Hilary Clinton’s trip to Africa crests a wave of promising gestures by the Obama administration to the cause of African development. Following Obama’s short visit to the continent a few weeks ago, Clinton, the US Secretary of State, will now spend several days touring seven African countries, articulating the US’ vision of Africa as a “place of opportunity, built on an ethic of responsibility”. Such encouraging words from the administration, just as anti-Bush cynicism had reached saturation point, captured the hearts of African supporters from Cape Town to Stonetown to Accra; with Obama assuming an almost messianic status as the herald of a new era of hope and change.
It is in the context of this optimism and seeming support for real improvements for the lives of Africans that Obama’s early promises have begun to ring hollow – particularly regarding Africa’s beleaguered health sector. Arguably the most beneficial undertaking of the Bush administration was the establishment of the President’s Emergency Plan for AIDS Relief (PEPFAR), which resulted in at least 1.7 million people gaining access to life-saving antiretroviral treatment (ART) between 2004 and 2008. During the election campaign, Obama promised to steadily increase PEPFAR funding over the next few years in line with the growing demand for TB/HIV treatments as African patients continue to seek out the best biomedical remedies for these co-epidemics. This promise has now been diluted, as the President’s latest proposal offers a significantly reduced increase of $100 million to the PEPFAR budget. This increase is far below what is needed, and will result in opportunities lost to strengthen African health, including through more effective HIV prevention. Moreover, Obama’s administration proposed no increase whatsoever in US government funds to the Global Fund to Fight AIDS, Tuberculosis and Malaria – which is now facing a deficit of up to $6 billion.
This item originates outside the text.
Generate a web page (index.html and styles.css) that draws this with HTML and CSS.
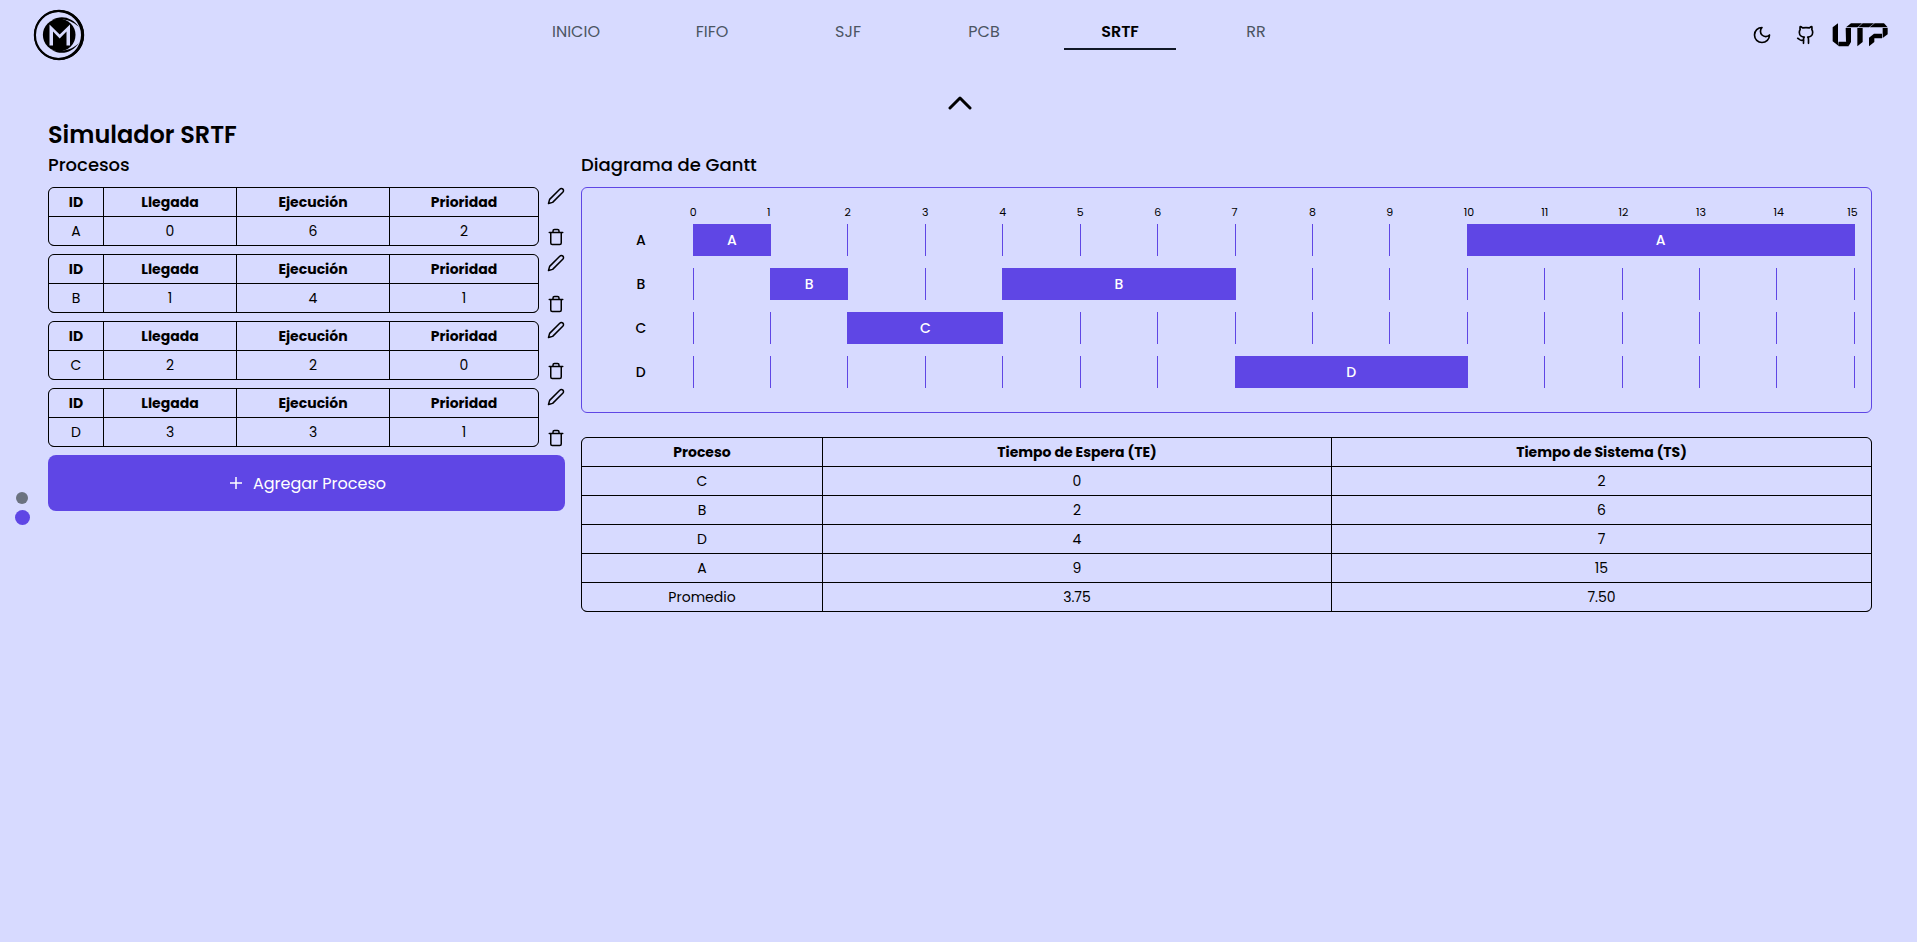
FILE: index.html
```html
<!DOCTYPE html>
<html lang="es">
<head>
<meta charset="utf-8">
<title>Simulador SRTF</title>
<link rel="stylesheet" href="styles.css">
</head>
<body>
<header class="header">
  <svg class="logo" viewBox="0 0 52 52" aria-hidden="true">
    <circle cx="26" cy="26" r="24.100" fill="none" stroke="#000" stroke-width="2.200"/>
    <path fill-rule="evenodd" d="M26 1A25 25 0 1 1 26 51A25 25 0 1 1 26 1ZM25 3A23 23 0 1 0 25 49A23 23 0 1 0 25 3Z"/>
    <path d="M19 11C28 5.500 39 8 46 18C38 10.500 29 9 19 11ZM19 41C28 46.500 39 44 46 34C38 41.500 29 43 19 41Z"/>
    <circle cx="26.200" cy="26" r="16.300"/>
    <path d="M16.500 36.500V15.500L26.700 25.500L37 15.500V36.500H33.500V22.500L26.700 29.500L20 22.500V36.500Z" fill="#d7daff"/>
  </svg>
  <nav class="nav">
    <a>INICIO</a><a>FIFO</a><a>SJF</a><a>PCB</a><a class="active">SRTF</a><a>RR</a>
  </nav>
  <div class="tools">
    <svg class="moon" viewBox="0 0 24 24"><path d="M12 3a6 6 0 0 0 9 9 9 9 0 1 1-9-9Z"/></svg>
    <svg class="cat" viewBox="0 0 24 24"><path d="M15 22v-4a4.800 4.800 0 0 0-1-3.500c3 0 6-2 6-5.500.08-1.250-.27-2.480-1-3.500.28-1.150.28-2.350 0-3.500 0 0-1 0-3 1.500-2.640-.5-5.360-.5-8 0C6 2 5 2 5 2c-.3 1.150-.3 2.350 0 3.500A5.400 5.400 0 0 0 4 9c0 3.500 3 5.500 6 5.500-.39.490-.68 1.050-.85 1.650S8.930 17.380 9 18v4"/><path d="M9 18c-4.510 2-5-2-7-2"/></svg>
    <svg class="utp" viewBox="0 0 168 72"><path d="M2 13L18 1V55L20 69L2 55ZM20 56H43L50 70H20ZM41 15H57V57L50 69L42 55ZM42 13L57 1H90L77 13ZM79 13L92 1H126L111 13ZM76 15H92V57L76 70ZM113 13L128 1H156L167 13ZM152 15H167V34L152 45ZM111 44L126 32H150V46H127V57L111 70Z"/></svg>
  </div>
</header>
<div class="up"><svg viewBox="0 0 24 14"><path d="M2 12L12 2L22 12"/></svg></div>
<div class="pager"><i></i><b></b></div>
<main class="main">
  <h1>Simulador SRTF</h1>
  <div class="columns">
    <section class="left">
      <h2>Procesos</h2>
      <div id="processes" class="processes"></div>
      <button class="add"><svg viewBox="0 0 14 14"><path d="M7 1V13M1 7H13"/></svg><span>Agregar Proceso</span></button>
    </section>
    <section class="right">
      <h2>Diagrama de Gantt</h2>
      <div class="gantt"><div id="scale" class="scale"></div><div id="rows" class="rows"></div></div>
      <div id="results" class="table results"></div>
    </section>
  </div>
</main>
<script src="app.js"></script>
</body>
</html>
```

FILE: styles.css
```css
* { box-sizing: border-box; }
body { margin: 0; min-height: 942px; background: #d7daff; color: #000; font-family: Poppins, Inter, sans-serif; font-size: 14px; }
.header { display: grid; grid-template-columns: 520px 792px 1fr; height: 70px; }
.logo { width: 52px; height: 52px; margin: 9px 0 0 33px; }
.nav { display: flex; gap: 24px; height: 50px; padding-top: 14px; }
.nav a { width: 112px; height: 36px; padding-top: 6px; text-align: center; font-size: 16px; line-height: 24px; color: #4b5563; }
.nav .active { color: #000; font-weight: 600; border-bottom: 2px solid #111827; }
.tools { display: flex; align-items: flex-start; padding-left: 440px; }
.tools svg { fill: none; stroke: #000; stroke-width: 2; stroke-linecap: round; stroke-linejoin: round; flex: none; }
.tools .moon { width: 20px; height: 20px; margin-top: 25px; }
.tools .cat { width: 20px; height: 20px; margin: 25px 0 0 24px; }
.tools .utp { width: 56px; height: 24px; margin: 23px 0 0 16px; fill: #000; stroke: none; }
.up { display: flex; justify-content: center; padding: 26px 0 0 2px; height: 49px; }
.up svg { width: 24px; height: 14px; fill: none; stroke: #000; stroke-width: 3; stroke-linecap: round; stroke-linejoin: round; }
.pager { position: absolute; left: 14px; top: 492px; width: 16px; display: flex; flex-direction: column; align-items: center; gap: 6px; }
.pager i { width: 12px; height: 12px; border-radius: 50%; background: #6b7280; }
.pager b { width: 15px; height: 15px; border-radius: 50%; background: #5f46e5; }
.main { padding: 0 45px 0 48px; }
h1 { margin: 0; font-size: 24px; line-height: 32px; font-weight: 600; height: 32px; }
h2 { margin: 0; font-size: 18px; line-height: 28px; font-weight: 500; height: 36px; }
.columns { display: grid; grid-template-columns: 517px 1291px; gap: 16px; }
.processes { display: flex; flex-direction: column; gap: 8px; }
.process { display: flex; gap: 8px; height: 59px; }
.table { display: grid; gap: 1px; background: #000; border: 1px solid #000; border-radius: 6px; overflow: hidden; }
.table span { background: #d7daff; display: flex; align-items: center; justify-content: center; height: 28px; }
.table .th { font-weight: 700; }
.process .table { width: 491px; grid-template-columns: 54px 132px 152px 148px; }
.icons { display: flex; flex-direction: column; justify-content: space-between; width: 18px; }
.icons svg { width: 18px; height: 18px; fill: none; stroke: #000; stroke-width: 2; stroke-linecap: round; stroke-linejoin: round; }
.add { display: flex; align-items: center; justify-content: center; gap: 10px; width: 517px; height: 56px; margin-top: 8px; padding: 0 0 0 2px; border: 0; border-radius: 8px; background: #5f46e5; color: #fff; font: 400 16px Poppins, Inter, sans-serif; }
.add svg { width: 14px; height: 14px; stroke: #fff; stroke-width: 1.5; }
.gantt { height: 226px; border: 1px solid #5f46e5; border-radius: 6px; padding-top: 16px; }
.scale { display: flex; height: 20px; padding: 0 14px 0 107.7px; font-size: 11px; line-height: 17px; }
.scale span { width: 77.41px; flex: none; }
.scale span:last-child { width: 11px; margin-left: -3.5px; }
.rows { display: flex; flex-direction: column; gap: 12px; }
.row { display: grid; grid-template-columns: 110.675px 1162.2px; height: 32px; align-items: center; }
.row > span { padding-left: 7px; text-align: center; font-weight: 500; }
.track { display: grid; grid-template-columns: repeat(15, 77.41px) 1px; height: 32px; }
.tick { grid-row: 1; width: 1px; background: #5f46e5; }
.bar { grid-row: 1; display: flex; align-items: center; justify-content: center; margin-right: -1px; background: #5f46e5; color: #fff; font-weight: 500; }
.results { margin-top: 24px; grid-template-columns: 240px 508px 539px; }
```

FILE: app.js
```js
const processes = [['A', 0, 6, 2], ['B', 1, 4, 1], ['C', 2, 2, 0], ['D', 3, 3, 1]];
const cells = (list, cls = '') => list.map(v => `<span class="${cls}">${v}</span>`).join('');
const pencil = '<svg viewBox="0 0 24 24"><path d="M17 3a2.850 2.830 0 1 1 4 4L7.500 20.500 2 22l1.500-5.500Z"/></svg>';
const trash = '<svg viewBox="0 0 24 24"><path d="M3 6h18M19 6v14a2 2 0 0 1-2 2H7a2 2 0 0 1-2-2V6M8 6V4a2 2 0 0 1 2-2h4a2 2 0 0 1 2 2v2"/></svg>';
document.getElementById('processes').innerHTML = processes.map(p =>
  `<div class="process"><div class="table">${cells(['ID', 'Llegada', 'Ejecución', 'Prioridad'], 'th')}${cells(p)}</div><div class="icons">${pencil}${trash}</div></div>`).join('');
const times = Array.from({ length: 16 }, (_, i) => i);
document.getElementById('scale').innerHTML = cells(times);
const bars = { A: [[0, 1], [10, 15]], B: [[1, 2], [4, 7]], C: [[2, 4]], D: [[7, 10]] };
document.getElementById('rows').innerHTML = Object.entries(bars).map(([id, list]) =>
  `<div class="row"><span>${id}</span><div class="track">${times.map(t => `<div class="tick" style="grid-column:${t + 1}"></div>`).join('')}${list.map(([a, b]) => `<div class="bar" style="grid-column:${a + 1}/${b + 1}">${id}</div>`).join('')}</div></div>`).join('');
document.getElementById('results').innerHTML = cells(['Proceso', 'Tiempo de Espera (TE)', 'Tiempo de Sistema (TS)'], 'th') +
  cells(['C', 0, 2, 'B', 2, 6, 'D', 4, 7, 'A', 9, 15, 'Promedio', '3.75', '7.50']);
```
For Sub-Saharan Africa, home to 68% of global HIV caseload, the ramifications for the flat-lining of PEPFAR and the Global Fund are immediate and severe. The past few weeks alone have seen an unknown number of patients in need of ARVs in Uganda being turned away from health care facilities due to lack of drugs – a direct consequence of inadequate funding in a country that relies heavily on PEPFAR support. Numerous other HIV programmes in the region which are dependent on US funding could find themselves in imminent jeopardy, with potential impact on millions of lives, unless adequate PEPFAR and Global Fund boosts are implemented.
With only 1 out of 3 people who need ARVs currently receiving them, and with the World Bank and UNAIDS warning that more than 60% of those who are on treatment may be at risk of interruption in the next 12 months due to funding shortages, we hope that Clinton’s visit will address the apparent wavering commitment from the US government to combating one of the region’s most pressing challenges. Furthermore, we hope that her interactions with regional leaders will draw attention to the continued failure of most African states to meet their own commitments to health funding – namely, the Abuja Declaration of 2001, in which heads of state pledged to dedicate at least 15% of national domestic resources to health. The regional average currently stands at 7%; and most countries’ investments in health pale in comparison to investments in military, political extravagance and money lost to corruption. Until the “ethic of responsibility” of which the US speaks is reflected in global and national funding commitments, development in sub-Saharan Africa will continue to be held hostage to the grim scenario that is health in the region.
- Paula Akugizibwe, AIDS & Rights Alliance for Southern Africa (ARASA); Rebecca Hodes, Treatment Action Campaign South Africa (TAC). Both write in their personal capacities.